Before giving the other motions of the earth, it is necessary to describe its shape. Like all other planets, it is a solid of revolution, being a sphere that has undergone a slight flattening at the opposite extremities or poles of the axis of revolution. More accurately, it is an oblate spheroid (q.v.), generated by the rotation of an ellipse about its minor axis. Such a figure would be assumed by a sphere of liquid rotating about a diameter, centrifugal force acting most vigorously at the equator, and tending to overcome the internal forces that keep the molecules together. The smallest diameter of the earth is that measured from pole to pole along the axis of rotation; this is 7,899.6 miles, or about 500,000,000 inches. The greatest diameters are those measured between opposite points on the equator; these are 7,926.6 miles, and, therefore, show that the eccentricity of the earth, or the extent of its departure from the perfect sphere, is very slight.

The circumference of the earth, measured along the equator, is 24,899 miles; the area is 197,000,000 square miles; and the volume is 260,000,000,000 cubic miles. Experiments on the comparative attraction of the earth [Cavendish Experiment] show that its density is about 5-1/2 times that of pure water at 4° C. Its mass is, therefore, approximately 6,000 trillion tons. The ordinary proofs of the sphericity of the earth are - (1) It can be circumnavigated; (2) the appearance of a vessel at sea always indicates a nearer convexity of the earth's surface; (3) the sea-horizon is always depressed equally in all directions when viewed from an elevation; (4) the elevation of the pole-star increases as we travel northwards from the equator; (5) the shadow of the earth on the moon during a lunar eclipse is spherical.
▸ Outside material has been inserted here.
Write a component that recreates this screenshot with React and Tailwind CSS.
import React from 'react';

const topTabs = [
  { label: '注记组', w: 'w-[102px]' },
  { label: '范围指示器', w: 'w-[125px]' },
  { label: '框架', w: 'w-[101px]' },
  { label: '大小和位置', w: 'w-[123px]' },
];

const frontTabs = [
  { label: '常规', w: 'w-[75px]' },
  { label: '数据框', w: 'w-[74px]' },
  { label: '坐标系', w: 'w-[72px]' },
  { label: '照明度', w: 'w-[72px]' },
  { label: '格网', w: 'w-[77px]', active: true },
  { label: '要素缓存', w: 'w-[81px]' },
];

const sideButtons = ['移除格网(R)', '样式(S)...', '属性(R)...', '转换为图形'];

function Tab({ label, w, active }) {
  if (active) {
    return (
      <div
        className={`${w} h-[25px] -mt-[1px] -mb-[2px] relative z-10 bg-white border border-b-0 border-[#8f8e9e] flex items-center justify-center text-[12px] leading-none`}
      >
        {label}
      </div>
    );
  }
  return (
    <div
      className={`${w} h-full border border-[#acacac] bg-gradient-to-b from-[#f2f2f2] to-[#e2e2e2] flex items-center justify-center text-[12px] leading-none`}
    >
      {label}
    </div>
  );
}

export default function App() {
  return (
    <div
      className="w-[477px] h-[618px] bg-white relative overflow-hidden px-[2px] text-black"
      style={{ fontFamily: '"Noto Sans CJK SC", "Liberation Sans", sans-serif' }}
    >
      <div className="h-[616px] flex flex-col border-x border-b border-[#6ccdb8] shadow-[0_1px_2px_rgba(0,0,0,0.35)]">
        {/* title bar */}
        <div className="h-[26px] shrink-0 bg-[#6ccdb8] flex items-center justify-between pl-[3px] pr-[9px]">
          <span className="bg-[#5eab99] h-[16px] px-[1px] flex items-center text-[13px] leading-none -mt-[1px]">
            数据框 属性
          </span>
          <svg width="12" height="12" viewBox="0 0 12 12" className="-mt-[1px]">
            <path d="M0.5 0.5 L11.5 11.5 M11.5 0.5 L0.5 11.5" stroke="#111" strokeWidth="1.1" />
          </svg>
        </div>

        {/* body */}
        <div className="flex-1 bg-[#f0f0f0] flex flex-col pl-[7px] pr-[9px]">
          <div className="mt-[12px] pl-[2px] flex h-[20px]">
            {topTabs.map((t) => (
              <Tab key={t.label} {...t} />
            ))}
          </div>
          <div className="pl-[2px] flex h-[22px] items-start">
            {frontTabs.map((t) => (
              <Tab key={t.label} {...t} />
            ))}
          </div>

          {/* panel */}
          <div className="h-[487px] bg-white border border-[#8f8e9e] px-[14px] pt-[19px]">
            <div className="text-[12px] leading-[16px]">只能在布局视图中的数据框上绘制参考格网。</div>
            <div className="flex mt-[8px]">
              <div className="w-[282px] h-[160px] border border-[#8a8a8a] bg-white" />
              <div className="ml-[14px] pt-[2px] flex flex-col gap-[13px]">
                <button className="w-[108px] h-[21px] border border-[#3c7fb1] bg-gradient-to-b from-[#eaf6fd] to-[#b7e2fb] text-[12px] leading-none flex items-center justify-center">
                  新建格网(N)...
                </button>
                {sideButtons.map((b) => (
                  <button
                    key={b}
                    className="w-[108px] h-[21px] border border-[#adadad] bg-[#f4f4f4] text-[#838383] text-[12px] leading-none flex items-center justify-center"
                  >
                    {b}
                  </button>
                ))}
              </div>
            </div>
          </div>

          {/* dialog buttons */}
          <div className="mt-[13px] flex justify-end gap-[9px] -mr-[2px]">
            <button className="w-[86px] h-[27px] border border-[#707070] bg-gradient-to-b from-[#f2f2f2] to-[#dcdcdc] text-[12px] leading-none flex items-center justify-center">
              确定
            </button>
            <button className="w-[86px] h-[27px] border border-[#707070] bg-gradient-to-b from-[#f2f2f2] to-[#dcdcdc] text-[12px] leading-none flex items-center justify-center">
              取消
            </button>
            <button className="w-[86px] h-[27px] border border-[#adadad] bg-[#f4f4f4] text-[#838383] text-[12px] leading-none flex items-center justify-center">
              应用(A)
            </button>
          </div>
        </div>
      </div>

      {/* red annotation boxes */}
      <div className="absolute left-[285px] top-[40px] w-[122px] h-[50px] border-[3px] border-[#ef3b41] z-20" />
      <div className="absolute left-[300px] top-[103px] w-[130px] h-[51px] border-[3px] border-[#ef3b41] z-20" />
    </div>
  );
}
The earth rotates uniformly about its axis. The time taken to make a complete revolution of 360° is called a sidereal day, for it is the interval of time between consecutive transits of any distant star across any meridian of the earth. The time between consecutive transits of the sun across any meridian is called a solar day; the average of these throughout the whole year is called a mean solar day, and is the practical standard of time (q.v.) adopted by civilised nations. The ordinary proofs that the earth rotates are - (1) Bodies falling from a great height have an easterly deviation; (2) Foucault's pendulum experiment (q.v.); (3) a gyroscope delicately balanced so as to be free to change the direction of its axis in any way will, if rotated, exhibit an apparent deviation; (4) in northern hemispheres a projectile deviates to the right, in southern hemispheres to the left; (5) the trade winds (q.v.); (6) Dove's law of wind-change (q.v.).
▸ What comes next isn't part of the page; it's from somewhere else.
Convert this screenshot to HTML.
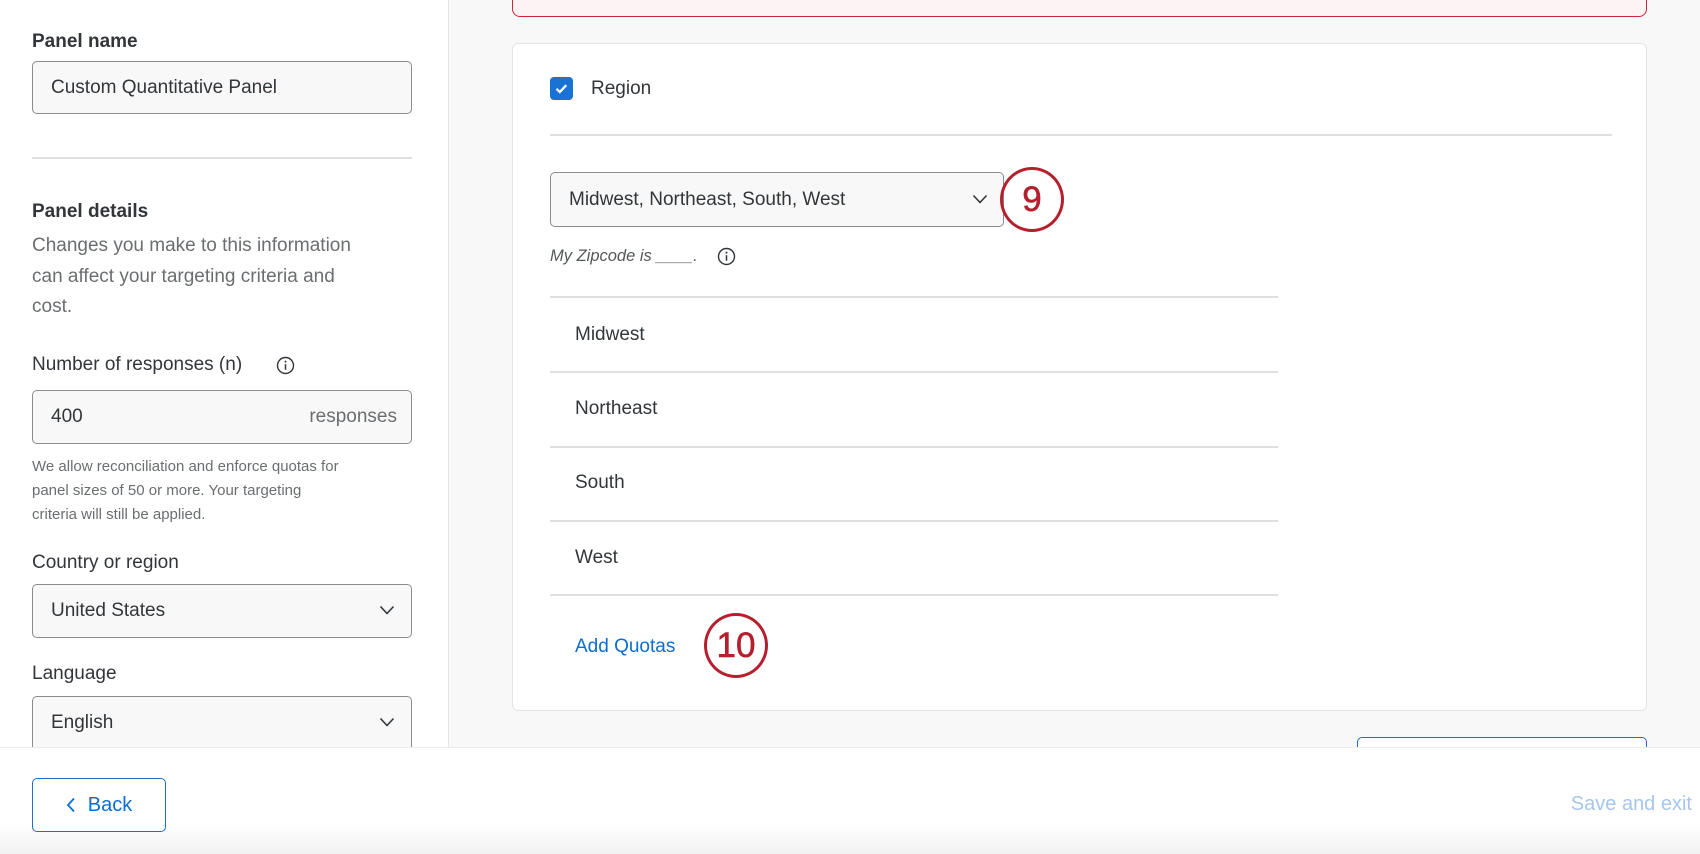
<!DOCTYPE html>
<html><head><meta charset="utf-8"><style>
*{box-sizing:border-box;margin:0;padding:0}
body{width:1700px;height:854px;overflow:hidden;background:#f8f8f8;font-family:"Liberation Sans",sans-serif;color:#32363a;position:relative}
.abs{position:absolute}
.left{left:0;top:0;width:449px;height:747px;background:#fff;border-right:1px solid #e6e6e6}
.lbl{font-size:19px;color:#32363a;white-space:nowrap}
.b{font-weight:bold}
.inp{border:1.5px solid #8a8c8f;border-radius:5px;background:#f8f8f8;font-size:19px;padding-left:18px;display:flex;align-items:center}
.gray{color:#6b6e71}
.chev{position:absolute;right:16px;top:50%;margin-top:-6px}
.card{left:512px;top:43px;width:1135px;height:668px;background:#fff;border:1px solid #e4e4e4;border-radius:6px}
.line{height:1.5px;background:#e0e0e0}
.circ{border:3.5px solid #b5202e;border-radius:50%;color:#b5202e;font-size:35px;display:flex;align-items:center;justify-content:center;-webkit-text-stroke:0.6px #b5202e}
</style></head><body>
<div class="abs" style="left:512px;top:-10px;width:1135px;height:27px;border:1.5px solid #c9283a;border-radius:8px;background:#fdf3f4"></div>

<div class="abs left">
 <div class="abs lbl b" style="left:32px;top:31px">Panel name</div>
 <div class="abs inp" style="left:32px;top:61px;width:380px;height:53px">Custom Quantitative Panel</div>
 <div class="abs line" style="left:32px;top:157px;width:380px"></div>
 <div class="abs lbl b" style="left:32px;top:201px">Panel details</div>
 <div class="abs gray" style="left:32px;top:231px;width:420px;font-size:19px;line-height:30.5px;white-space:nowrap">Changes you make to this information<br>can affect your targeting criteria and<br>cost.</div>
 <div class="abs lbl" style="left:32px;top:354px">Number of responses (n)</div>
 <svg class="abs" style="left:276px;top:356px" width="19" height="19" viewBox="0 0 19 19"><circle cx="9.5" cy="9.5" r="8" fill="none" stroke="#32363a" stroke-width="1.4"/><circle cx="9.5" cy="5.6" r="1" fill="#32363a"/><path d="M9.5 8.2v5.5" stroke="#32363a" stroke-width="1.5"/></svg>
 <div class="abs inp" style="left:32px;top:390px;width:380px;height:54px">400<span class="gray" style="position:absolute;right:14px">responses</span></div>
 <div class="abs gray" style="left:32px;top:455px;width:420px;font-size:15px;line-height:24px;white-space:nowrap">We allow reconciliation and enforce quotas for<br>panel sizes of 50 or more. Your targeting<br>criteria will still be applied.</div>
 <div class="abs lbl" style="left:32px;top:552px">Country or region</div>
 <div class="abs inp" style="left:32px;top:584px;width:380px;height:54px">United States<svg class="chev" width="16" height="10" viewBox="0 0 16 10"><path d="M1.5 1.5l6.5 7 6.5-7" fill="none" stroke="#32363a" stroke-width="1.6"/></svg></div>
 <div class="abs lbl" style="left:32px;top:663px">Language</div>
 <div class="abs inp" style="left:32px;top:696px;width:380px;height:60px;padding-bottom:6px">English<svg class="chev" style="margin-top:-9px" width="16" height="10" viewBox="0 0 16 10"><path d="M1.5 1.5l6.5 7 6.5-7" fill="none" stroke="#32363a" stroke-width="1.6"/></svg></div>
</div>

<div class="abs card">
 <div class="abs" style="left:37px;top:33px;width:23px;height:23px;background:#1a73d4;border-radius:4px"><svg width="23" height="23" viewBox="0 0 23 23"><path d="M6.5 11.8l3.3 3.2 6.5-6.8" fill="none" stroke="#fff" stroke-width="2.3"/></svg></div>
 <div class="abs lbl" style="left:78px;top:34px">Region</div>
 <div class="abs line" style="left:37px;top:90px;width:1062px"></div>
 <div class="abs inp" style="left:37px;top:128px;width:454px;height:55px;background:#f8f8f8">Midwest, Northeast, South, West<svg class="chev" style="right:15px" width="16" height="10" viewBox="0 0 16 10"><path d="M1.5 1.5l6.5 7 6.5-7" fill="none" stroke="#32363a" stroke-width="1.6"/></svg></div>
 <div class="abs circ" style="left:487px;top:123px;width:64px;height:65px">9</div>
 <div class="abs gray" style="left:37px;top:203px;font-size:16.5px;font-style:italic;color:#55585b">My Zipcode is ____.</div>
 <svg class="abs" style="left:204px;top:203px" width="19" height="19" viewBox="0 0 19 19"><circle cx="9.5" cy="9.5" r="8" fill="none" stroke="#32363a" stroke-width="1.4"/><circle cx="9.5" cy="5.6" r="1" fill="#32363a"/><path d="M9.5 8.2v5.5" stroke="#32363a" stroke-width="1.5"/></svg>
 <div class="abs line" style="left:37px;top:252px;width:728px"></div>
 <div class="abs lbl" style="left:62px;top:280px">Midwest</div>
 <div class="abs line" style="left:37px;top:327px;width:728px"></div>
 <div class="abs lbl" style="left:62px;top:354px">Northeast</div>
 <div class="abs line" style="left:37px;top:402px;width:728px"></div>
 <div class="abs lbl" style="left:62px;top:428px">South</div>
 <div class="abs line" style="left:37px;top:476px;width:728px"></div>
 <div class="abs lbl" style="left:62px;top:503px">West</div>
 <div class="abs line" style="left:37px;top:550px;width:728px"></div>
 <div class="abs lbl" style="left:62px;top:592px;color:#0b6ed0">Add Quotas</div>
 <div class="abs circ" style="left:191px;top:569px;width:64px;height:65px">10</div>
</div>

<div class="abs" style="left:1357px;top:737px;width:290px;height:20px;border:1.5px solid #1a6fc9;border-radius:5px;background:#fff"></div>

<div class="abs" style="left:0;top:747px;width:1700px;height:107px;background:linear-gradient(#fff 0,#fff 75px,#f1f1f1 107px);border-top:1.5px solid #ececec"></div>
<div class="abs" style="left:32px;top:778px;width:134px;height:54px;border:1.5px solid #1a6fc9;border-radius:5px;background:#fff;color:#0b6ed0;font-size:20px;display:flex;align-items:center;justify-content:center;gap:12px">
 <svg width="10" height="16" viewBox="0 0 10 16"><path d="M8 1.5L2 8l6 6.5" fill="none" stroke="#0b6ed0" stroke-width="1.8"/></svg>Back</div>
<div class="abs" style="right:8px;top:793px;font-size:20px;color:#a7c6ea">Save and exit</div>
</body></html>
The speed of a body on the equator, due to the diurnal rotation, is about 1,000 miles an hour. The centrifugal force due to this speed diminishes the weight of bodies; if the earth rotated in an hour, they would be thrown off from the surface at the equator.

The axis of the earth is not perpendicular to the ecliptic, but at angle of 66° 32' to it; the equator is, therefore, inclined to it at an angle of 23° 28'. This unsymmetrical placing of the bulging portions of the earth causes a slow wobbling, or precession (q.v.), of its axis, in the same sort of way as a spinning top will wobble when pushed over on one side. There is also a slight vibration or "nodding" motion of the earth's axis, known as nutation (q.v.). The period of each precession is about 21,000 years; if the earth's orbit occupied a constant position in its plane, the periods would be 26,000 years each. These motions have considerable influence on climate, the modern theories of the Ice Age being connected with the known facts of precessional motion.

The earth's temperature increases from the surface downwards at the rate of about 1° C. for every 100 feet of descent; this law does not hold for sea-depths, deep sea temperatures never exceeding 5° C. The phenomena of volcanoes, geysers, and earthquakes also point to a high internal temperature, and it is believed that the earth is gradually cooling down from a past condition of incandescence, more heat being lost from its surface every year by radiation than is received by the sun. It is probably solid throughout, the extreme internal pressure preventing liquefaction or vaporisation until restraint is removed and some outlet afforded. In fact, the rigidity of the earth must be comparable to that of steel in order to withstand with so little distortion the various gravitational and other stresses to which it is subjected.

Only the 2,000-millionth part of the sun's heat reaches the earth, and part is immediately reflected back into space. Seasons (q.v.) are due to variation in the obliquity of the sun's rays during the year, and to variation of its distance from the earth. Climate undoubtedly depends also on the lengths of summer and winter, using these terms to denote the two portions of the year into which it is divided by the equinoxes (q.v.). It must be understood that any hemisphere of the earth receives half the solar heat that arrives during a year. The summer in the northern hemisphere will, therefore, happen at the same time as the winter in the southern hemisphere, and conversely. It has been proved that so long as the obliquity of the ecliptic remains at its present value, of the total heat received from the sun in one year on a hemisphere, 63 per cent. is received during the summer and 37 per cent. in the winter. This is the case whatever be the shape of the earth's orbit or the position of the line of equinoxes. But this line alters the number of days in summer and winter, and its position will, therefore, affect the intensity of heat distribution during the summer or winter-days. The 37 per cent. winter-supply distributed over a long winter of 199 days is what obtains during the glacial epochs of the earth's history; whereas the 37 per cent. distributed over a short winter of 166 days is the case during the general epochs. At present the northern hemisphere is in an intermediate condition, its winter being of 179 days.